Un indiano premier britannico


 Un indù, e anche induista di religione, diventa premier [uso qui una locuzione confacente, in quanto inglese] della Gran Bretagna. Pare curioso, ma la storia, paradossalmente, parla per lui. Del resto, anche il sindaco di Londra è pakistano.

 La storia. L’India, corrispondente a India attuale, Pakistan, Bangla Desh, Ceylon, era un immenso impero governato dal Gran Moghul di Dheli, ma di fatto una confederazione di rajà (reg-em: le lingue indiane sono in massima parte indoeuropee, quindi sorelle di latino e greco), maharajà (magnus, mega reg-em), nababbi e principi vari, e città e repubbliche; e religioni induista e musulmana, e anche cristiana che vantava fondazione da s. Tommaso Apostolo. Uno di questi potentati era la Compagnia delle Indie, una società privata di ricchi britannici esercitanti commercio di tè e altri prodotti preziosi; e che governava di fatto vasti territori e disponeva di una flotta e di un esercito: i famosi Lancieri del Bengala. Una buona parte della ricchezza inglese veniva dall’India, che diveniva un enorme mercato per la nascente industria.

 Intanto l’Impero si sfaldava, e i diversi principi si rendevano indipendenti, con incipiente anarchia. Nel 1854, le truppe indiane della Compagnia si ribellarono, venendo represse in modo crudele; ma non abbastanza. Ai privati dovette subentrare lo Stato, che estese il suo controllo su sempre più vasti spazi, sottomessi direttamente (India Britannica) o in vassallaggio (India dei principi); finché, nel 1876, il primo ministro Beniamino Disraeli, che era un ebreo di Livorno, non impose la soluzione di proclamare imperatrice delle Indie la regina Vittoria.
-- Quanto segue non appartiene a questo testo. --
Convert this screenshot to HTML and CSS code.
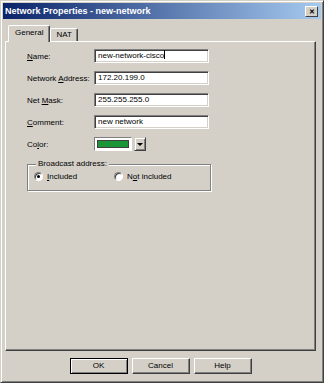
FILE: index.html
```html
<!DOCTYPE html>
<html lang="en">
<head>
    <meta charset="UTF-8">
    <title>Network Properties - new-network</title>
    <link rel="stylesheet" href="styles.css">
</head>
<body>

    <div class="window">
        <div class="titlebar">
            <span class="title">Network Properties - new-network</span>
            <span class="close">&#x2715;</span>
        </div>

        <div class="content">
            <div class="tabs">
                <div class="tab active">General</div>
                <div class="tab">NAT</div>
            </div>

            <div class="panel">
                <div class="form">
                    <label class="label"><u>N</u>ame:</label>
                    <div class="field">new-network-cisco<span class="caret"></span></div>

                    <label class="label">Network <u>A</u>ddress:</label>
                    <div class="field">172.20.199.0</div>

                    <label class="label">Net <u>M</u>ask:</label>
                    <div class="field">255.255.255.0</div>

                    <label class="label"><u>C</u>omment:</label>
                    <div class="field">new network</div>

                    <label class="label">Co<u>l</u>or:</label>
                    <div class="color-row">
                        <div class="swatch"><div class="swatch-fill"></div></div>
                        <div class="drop"><span class="arrow"></span></div>
                    </div>
                </div>

                <fieldset class="group">
                    <legend>Broadcast address:</legend>
                    <div class="radios">
                        <div class="radio-item"><span class="radio checked"></span><span><u>I</u>ncluded</span></div>
                        <div class="radio-item"><span class="radio"></span><span>N<u>o</u>t included</span></div>
                    </div>
                </fieldset>
            </div>

            <div class="actions">
                <div class="btn default">OK</div>
                <div class="btn">Cancel</div>
                <div class="btn">Help</div>
            </div>
        </div>
    </div>

</body>
</html>
```

FILE: styles.css
```css
body {
    margin: 0;
    font-family: "Liberation Sans", Arial, sans-serif;
    font-size: 8px;
    color: #000;
    background: #d4d0c8;
}
.window {
    width: 324px;
    height: 383px;
    box-sizing: border-box;
    background: #d4d0c8;
    border-top: 1px solid #d4d0c8;
    border-left: 1px solid #d4d0c8;
    border-right: 1px solid #404040;
    border-bottom: 1px solid #404040;
    box-shadow: inset 1px 1px 0 #fff, inset -1px -1px 0 #808080;
    padding: 2px;
}
.titlebar {
    height: 16px;
    display: flex;
    align-items: center;
    justify-content: space-between;
    padding: 0 3px 0 2px;
    background: linear-gradient(to right, #0a246a, #a6caf0);
}
.title {
    color: #fff;
    font-weight: bold;
    font-size: 9px;
}
.close {
    width: 13px;
    height: 11px;
    box-sizing: border-box;
    background: #d4d0c8;
    border-top: 1px solid #fff;
    border-left: 1px solid #fff;
    border-right: 1px solid #404040;
    border-bottom: 1px solid #404040;
    font-size: 7px;
    font-weight: bold;
    line-height: 9px;
    text-align: center;
}
.content {
    padding: 6px 0 0 2px;
}
.tabs {
    display: flex;
    align-items: flex-end;
    margin-left: 3px;
    height: 16px;
    position: relative;
    z-index: 1;
}
.tab {
    height: 12px;
    padding: 0 5px;
    line-height: 12px;
    border-top: 1px solid #fff;
    border-left: 1px solid #fff;
    border-right: 1px solid #404040;
    border-radius: 2px 2px 0 0;
    box-shadow: inset -1px 0 0 #808080;
}
.tab.active {
    height: 16px;
    line-height: 14px;
    padding: 0 6px;
    margin-bottom: -1px;
    background: #d4d0c8;
}
.panel {
    width: 311px;
    height: 310px;
    box-sizing: border-box;
    border-top: 1px solid #fff;
    border-left: 1px solid #fff;
    border-right: 1px solid #404040;
    border-bottom: 1px solid #404040;
    box-shadow: inset -1px -1px 0 #808080;
    padding: 7px 0 0 21px;
}
.form {
    display: grid;
    grid-template-columns: 67px 115px;
    grid-auto-rows: 14px;
    row-gap: 8px;
    align-items: center;
}
.label {
    white-space: nowrap;
}
.field {
    height: 14px;
    box-sizing: border-box;
    background: #fff;
    border-top: 1px solid #808080;
    border-left: 1px solid #808080;
    border-right: 1px solid #fff;
    border-bottom: 1px solid #fff;
    box-shadow: inset 1px 1px 0 #404040, inset -1px -1px 0 #d4d0c8;
    padding: 0 3px;
    line-height: 12px;
    white-space: nowrap;
}
.caret {
    display: inline-block;
    width: 1px;
    height: 9px;
    background: #000;
    vertical-align: -1px;
}
.color-row {
    display: flex;
    gap: 2px;
    height: 14px;
}
.swatch {
    width: 38px;
    height: 14px;
    box-sizing: border-box;
    background: #fff;
    border-top: 1px solid #808080;
    border-left: 1px solid #808080;
    border-right: 1px solid #fff;
    border-bottom: 1px solid #fff;
    padding: 2px;
}
.swatch-fill {
    height: 100%;
    background: #1a9638;
    box-shadow: inset 0 0 0 1px #404040;
}
.drop {
    width: 12px;
    height: 14px;
    box-sizing: border-box;
    border-top: 1px solid #d4d0c8;
    border-left: 1px solid #d4d0c8;
    border-right: 1px solid #404040;
    border-bottom: 1px solid #404040;
    box-shadow: inset 1px 1px 0 #fff, inset -1px -1px 0 #808080;
    display: flex;
    align-items: center;
    justify-content: center;
}
.arrow {
    width: 0;
    height: 0;
    border-left: 3px solid transparent;
    border-right: 3px solid transparent;
    border-top: 3px solid #000;
}
.group {
    width: 184px;
    height: 32px;
    box-sizing: border-box;
    margin: 8px 0 0 0;
    padding: 3px 0 0 6px;
    border: 1px solid #808080;
    box-shadow: inset 1px 1px 0 #fff, 1px 1px 0 #fff;
}
.group legend {
    padding: 0 2px;
    margin-left: 2px;
    line-height: 10px;
    background: #d4d0c8;
}
.radios {
    display: flex;
}
.radio-item {
    display: flex;
    align-items: center;
    gap: 4px;
    flex: none;
    width: 80px;
    white-space: nowrap;
}
.radio {
    flex: none;
    width: 9px;
    height: 9px;
    box-sizing: border-box;
    border-radius: 50%;
    background: #fff;
    border: 1px solid;
    border-color: #808080 #fff #fff #808080;
    box-shadow: inset 1px 1px 0 #404040;
    display: flex;
    align-items: center;
    justify-content: center;
}
.radio.checked::after {
    content: "";
    width: 3px;
    height: 3px;
    border-radius: 50%;
    background: #000;
}
.actions {
    width: 311px;
    display: flex;
    justify-content: center;
    gap: 4px;
    margin-top: 7px;
}
.btn {
    width: 58px;
    height: 16px;
    box-sizing: border-box;
    border-top: 1px solid #fff;
    border-left: 1px solid #fff;
    border-right: 1px solid #404040;
    border-bottom: 1px solid #404040;
    box-shadow: inset -1px -1px 0 #808080;
    text-align: center;
    line-height: 14px;
}
.btn.default {
    border: 1px solid #000;
    box-shadow: inset 1px 1px 0 #fff, inset -1px -1px 0 #808080;
}
```
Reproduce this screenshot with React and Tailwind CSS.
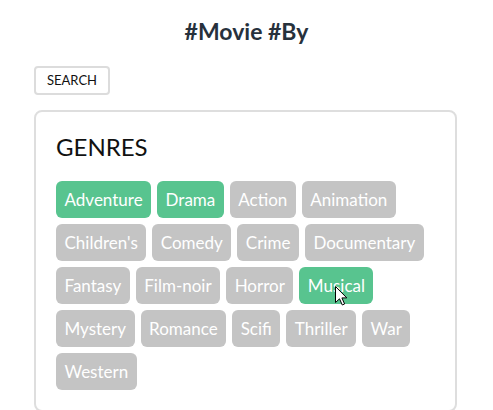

 Non poteva durare, e sorsero diversi movimenti antinglesi: Chandra Bose, sostenitore dell’Asse e del Giappone; il Califfato; il Partito del Congresso; le azioni non violente di Ghandi. Nella Seconda guerra mondiale, truppe indiane operarono assieme a quelle britanniche; ma, finita la guerra, si pose l’esigenza del ritiro inglese. Non era facile, però, soprattutto per la divisione religiosa tra induisti e musulmani. Dopo un breve ma sanguinoso conflitto, ed esodi di popolazioni, l’ONU trovò il solito rimedio peggiore del male: creare uno Stato musulmano con i territori orientali e con il Bengala, chiamato Pakistan; e uno induista. Frequenti furono gli scontri, in particolare per il Kashmir. Nel 1971, il Bengala si separò, non senza conflitto, ed è il Bangla Desh.

 L’India ha superato la Cina per numero di abitanti; e ha delle aree di grande sviluppo, accanto a grandi povertà. Del tutto indipendente, è però costretta all’uso dell’inglese, non come residuo del colonialismo, ma perché si parlano 450 lingue, due terzi indoeuropee, diversissime tra loro, e poco adatte al mondo contemporaneo.

 Per una residua nostalgia imperiale, Londra concesse la cittadinanza a tutti gli ex sudditi, evidentemente immaginando che la considerassero una patacca onorifica; e invece molti l’hanno presa sul serio, e oggi il premier è Rishi Sunak, indiano e induista. Beh, furono imperatori delle Indie Vittoria, Edoardo VIII, Giorgio V, Edoardo VIII e Giorgio VI; Rishi rende il favore. Del resto, a fondare l’impero inglese era stato un italiano di religione israelitica. E anche il nostro Regno Meridionale, che visse ottocento anni, lo crearono degli avventurieri normanni, a loro volta di origine norvegese.